§ **Given exercise**
Retype all of the listing exactly, passing over any picture you find.

══════════

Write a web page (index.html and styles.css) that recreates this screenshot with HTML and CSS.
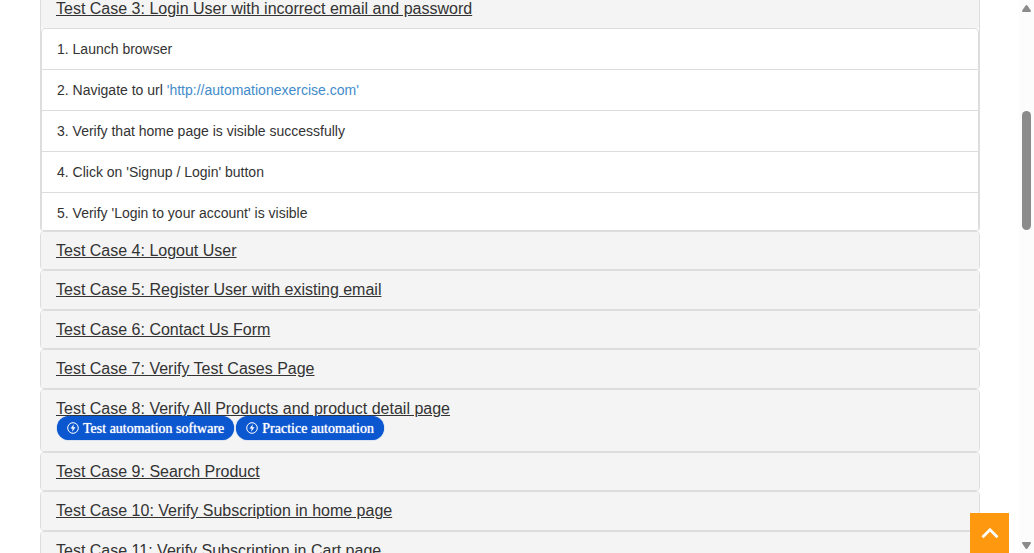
FILE: index.html
```
<!DOCTYPE html>
<html lang="en">
<head>
<meta charset="utf-8">
<meta name="viewport" content="width=device-width, initial-scale=1">
<title>Test Cases</title>
<link rel="stylesheet" href="styles.css">
</head>
<body>
<div class="page">
  <main class="content">
    <section class="panel panel-open">
      <h4 class="panel-heading"><a href="#case3">Test Case 3: Login User with incorrect email and password</a></h4>
      <ul class="steps" id="case3">
        <li>1. Launch browser</li>
        <li>2. Navigate to url <a href="#url">'http://automationexercise.com'</a></li>
        <li>3. Verify that home page is visible successfully</li>
        <li>4. Click on 'Signup / Login' button</li>
        <li>5. Verify 'Login to your account' is visible</li>
      </ul>
    </section>
    <section class="panel"><h4 class="panel-heading"><a href="#case4">Test Case 4: Logout User</a></h4></section>
    <section class="panel"><h4 class="panel-heading"><a href="#case5">Test Case 5: Register User with existing email</a></h4></section>
    <section class="panel"><h4 class="panel-heading"><a href="#case6">Test Case 6: Contact Us Form</a></h4></section>
    <section class="panel"><h4 class="panel-heading"><a href="#case7">Test Case 7: Verify Test Cases Page</a></h4></section>
    <section class="panel">
      <div class="panel-heading">
        <h4 class="title"><a href="#case8">Test Case 8: Verify All Products and product detail page</a></h4>
        <div class="pills">
          <a class="pill" href="#software"><svg viewBox="0 0 12 12" aria-hidden="true"><circle cx="6" cy="6" r="5.3" fill="none" stroke="currentColor"/><path d="M6.8 2.3 3.5 6.6h2.1l-.5 3.1 3.4-4.4H6.3z" fill="currentColor"/></svg>Test automation software</a>
          <a class="pill" href="#practice"><svg viewBox="0 0 12 12" aria-hidden="true"><circle cx="6" cy="6" r="5.3" fill="none" stroke="currentColor"/><path d="M6.8 2.3 3.5 6.6h2.1l-.5 3.1 3.4-4.4H6.3z" fill="currentColor"/></svg>Practice automation</a>
        </div>
      </div>
    </section>
    <section class="panel"><h4 class="panel-heading"><a href="#case9">Test Case 9: Search Product</a></h4></section>
    <section class="panel"><h4 class="panel-heading"><a href="#case10">Test Case 10: Verify Subscription in home page</a></h4></section>
    <section class="panel"><h4 class="panel-heading"><a href="#case11">Test Case 11: Verify Subscription in Cart page</a></h4></section>
  </main>
  <div class="scrollbar" aria-hidden="true">
    <svg class="arrow" viewBox="0 0 9 7"><path d="M4.5 0Q5 0 5.4.6L8.8 5.5Q9.3 7 8 7H1Q-.3 7 .2 5.5L3.6.6Q4 0 4.5 0z"/></svg>
    <div class="thumb"></div>
    <svg class="arrow arrow-down" viewBox="0 0 9 7"><path d="M4.5 7Q5 7 5.4 6.4L8.8 1.5Q9.3 0 8 0H1Q-.3 0 .2 1.5L3.6 6.4Q4 7 4.5 7z"/></svg>
  </div>
</div>
<a class="to-top" href="#top" aria-label="Scroll to top"><svg viewBox="0 0 18 12" aria-hidden="true"><path d="M1.5 10.2 9 2.7l7.5 7.5" fill="none" stroke="currentColor" stroke-width="2.7"/></svg></a>
</body>
</html>
```
FILE: styles.css
```
* { box-sizing: border-box; }

body {
  margin: 0;
  background: #fff;
  color: #333;
  font: 14px/20px "Liberation Sans", Arial, sans-serif;
}

.page {
  display: flex;
  height: 100vh;
  overflow: hidden;
}

.content {
  flex: 1;
  min-width: 0;
  padding: 0 39px 0 40px;
}

.panel {
  border: 1px solid #ddd;
  border-radius: 4px;
  background: #fff;
}

.panel-heading {
  margin: 0;
  padding: 10px 15px;
  border-radius: 3px;
  background: #f4f4f4;
  font-size: 16px;
  font-weight: 400;
  line-height: 1.1;
}

.panel-heading a { color: #333; }

.title {
  margin: 0;
  font: inherit;
}

.panel-open {
  border-top: 0;
  border-radius: 0 0 4px 4px;
}

.panel-open .panel-heading {
  padding-top: 0;
  border-radius: 0;
}

.steps {
  max-height: 202px;
  margin: 0;
  padding: 0;
  overflow: hidden;
  list-style: none;
}

.steps li {
  padding: 10px 15px;
  border: 1px solid #ddd;
  background: #fff;
}

.steps li + li { border-top: 0; }
.steps li:first-child { border-radius: 4px 4px 0 0; }

.steps a {
  color: #428bca;
  text-decoration: none;
}

.pills {
  position: relative;
  display: flex;
  gap: 2px;
  margin: -2px 0 1px 1px;
}

.panel-heading .pill {
  display: flex;
  align-items: center;
  gap: 4px;
  height: 24px;
  padding: 1px 10px 0;
  border-radius: 12px;
  background: #0b57d0;
  box-shadow: 0 0 1px #0b57d0;
  color: #fff;
  font: 14px/23px "Liberation Serif", "Times New Roman", serif;
  text-shadow: 0 0 1px #fff;
  text-decoration: none;
  white-space: nowrap;
}

.pill svg {
  width: 12px;
  height: 12px;
}

.scrollbar {
  display: flex;
  flex-direction: column;
  align-items: center;
  width: 15px;
  padding: 5px 0 4px;
  background: #fcfcfc;
}

.arrow {
  width: 9px;
  height: 7px;
  fill: #8b8b8b;
}

.thumb {
  width: 9px;
  height: 119px;
  margin-top: 99px;
  border-radius: 5px;
  background: #8b8b8b;
}

.arrow-down { margin-top: auto; }

.to-top {
  position: fixed;
  right: 25px;
  bottom: 0;
  display: flex;
  align-items: center;
  justify-content: center;
  width: 39px;
  height: 40px;
  background: #fe980f;
  color: #fff;
}

.to-top svg {
  width: 18px;
  height: 12px;
}
```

══════════

§ **Expected answer**
Write a web page (index.html and styles.css) that recreates this screenshot with HTML and CSS.
FILE: index.html
```
<!DOCTYPE html>
<html lang="en">
<head>
<meta charset="utf-8">
<meta name="viewport" content="width=device-width, initial-scale=1">
<title>Test Cases</title>
<link rel="stylesheet" href="styles.css">
</head>
<body>
<div class="page">
  <main class="content">
    <section class="panel panel-open">
      <h4 class="panel-heading"><a href="#case3">Test Case 3: Login User with incorrect email and password</a></h4>
      <ul class="steps" id="case3">
        <li>1. Launch browser</li>
        <li>2. Navigate to url <a href="#url">'http://automationexercise.com'</a></li>
        <li>3. Verify that home page is visible successfully</li>
        <li>4. Click on 'Signup / Login' button</li>
        <li>5. Verify 'Login to your account' is visible</li>
      </ul>
    </section>
    <section class="panel"><h4 class="panel-heading"><a href="#case4">Test Case 4: Logout User</a></h4></section>
    <section class="panel"><h4 class="panel-heading"><a href="#case5">Test Case 5: Register User with existing email</a></h4></section>
    <section class="panel"><h4 class="panel-heading"><a href="#case6">Test Case 6: Contact Us Form</a></h4></section>
    <section class="panel"><h4 class="panel-heading"><a href="#case7">Test Case 7: Verify Test Cases Page</a></h4></section>
    <section class="panel">
      <div class="panel-heading">
        <h4 class="title"><a href="#case8">Test Case 8: Verify All Products and product detail page</a></h4>
        <div class="pills">
          <a class="pill" href="#software"><svg viewBox="0 0 12 12" aria-hidden="true"><circle cx="6" cy="6" r="5.3" fill="none" stroke="currentColor"/><path d="M6.8 2.3 3.5 6.6h2.1l-.5 3.1 3.4-4.4H6.3z" fill="currentColor"/></svg>Test automation software</a>
          <a class="pill" href="#practice"><svg viewBox="0 0 12 12" aria-hidden="true"><circle cx="6" cy="6" r="5.3" fill="none" stroke="currentColor"/><path d="M6.8 2.3 3.5 6.6h2.1l-.5 3.1 3.4-4.4H6.3z" fill="currentColor"/></svg>Practice automation</a>
        </div>
      </div>
    </section>
    <section class="panel"><h4 class="panel-heading"><a href="#case9">Test Case 9: Search Product</a></h4></section>
    <section class="panel"><h4 class="panel-heading"><a href="#case10">Test Case 10: Verify Subscription in home page</a></h4></section>
    <section class="panel"><h4 class="panel-heading"><a href="#case11">Test Case 11: Verify Subscription in Cart page</a></h4></section>
  </main>
  <div class="scrollbar" aria-hidden="true">
    <svg class="arrow" viewBox="0 0 9 7"><path d="M4.5 0Q5 0 5.4.6L8.8 5.5Q9.3 7 8 7H1Q-.3 7 .2 5.5L3.6.6Q4 0 4.5 0z"/></svg>
    <div class="thumb"></div>
    <svg class="arrow arrow-down" viewBox="0 0 9 7"><path d="M4.5 7Q5 7 5.4 6.4L8.8 1.5Q9.3 0 8 0H1Q-.3 0 .2 1.5L3.6 6.4Q4 7 4.5 7z"/></svg>
  </div>
</div>
<a class="to-top" href="#top" aria-label="Scroll to top"><svg viewBox="0 0 18 12" aria-hidden="true"><path d="M1.5 10.2 9 2.7l7.5 7.5" fill="none" stroke="currentColor" stroke-width="2.7"/></svg></a>
</body>
</html>
```
FILE: styles.css
```
* { box-sizing: border-box; }

body {
  margin: 0;
  background: #fff;
  color: #333;
  font: 14px/20px "Liberation Sans", Arial, sans-serif;
}

.page {
  display: flex;
  height: 100vh;
  overflow: hidden;
}

.content {
  flex: 1;
  min-width: 0;
  padding: 0 39px 0 40px;
}

.panel {
  border: 1px solid #ddd;
  border-radius: 4px;
  background: #fff;
}

.panel-heading {
  margin: 0;
  padding: 10px 15px;
  border-radius: 3px;
  background: #f4f4f4;
  font-size: 16px;
  font-weight: 400;
  line-height: 1.1;
}

.panel-heading a { color: #333; }

.title {
  margin: 0;
  font: inherit;
}

.panel-open {
  border-top: 0;
  border-radius: 0 0 4px 4px;
}

.panel-open .panel-heading {
  padding-top: 0;
  border-radius: 0;
}

.steps {
  max-height: 202px;
  margin: 0;
  padding: 0;
  overflow: hidden;
  list-style: none;
}

.steps li {
  padding: 10px 15px;
  border: 1px solid #ddd;
  background: #fff;
}

.steps li + li { border-top: 0; }
.steps li:first-child { border-radius: 4px 4px 0 0; }

.steps a {
  color: #428bca;
  text-decoration: none;
}

.pills {
  position: relative;
  display: flex;
  gap: 2px;
  margin: -2px 0 1px 1px;
}

.panel-heading .pill {
  display: flex;
  align-items: center;
  gap: 4px;
  height: 24px;
  padding: 1px 10px 0;
  border-radius: 12px;
  background: #0b57d0;
  box-shadow: 0 0 1px #0b57d0;
  color: #fff;
  font: 14px/23px "Liberation Serif", "Times New Roman", serif;
  text-shadow: 0 0 1px #fff;
  text-decoration: none;
  white-space: nowrap;
}

.pill svg {
  width: 12px;
  height: 12px;
}

.scrollbar {
  display: flex;
  flex-direction: column;
  align-items: center;
  width: 15px;
  padding: 5px 0 4px;
  background: #fcfcfc;
}

.arrow {
  width: 9px;
  height: 7px;
  fill: #8b8b8b;
}

.thumb {
  width: 9px;
  height: 119px;
  margin-top: 99px;
  border-radius: 5px;
  background: #8b8b8b;
}

.arrow-down { margin-top: auto; }

.to-top {
  position: fixed;
  right: 25px;
  bottom: 0;
  display: flex;
  align-items: center;
  justify-content: center;
  width: 39px;
  height: 40px;
  background: #fe980f;
  color: #fff;
}

.to-top svg {
  width: 18px;
  height: 12px;
}
```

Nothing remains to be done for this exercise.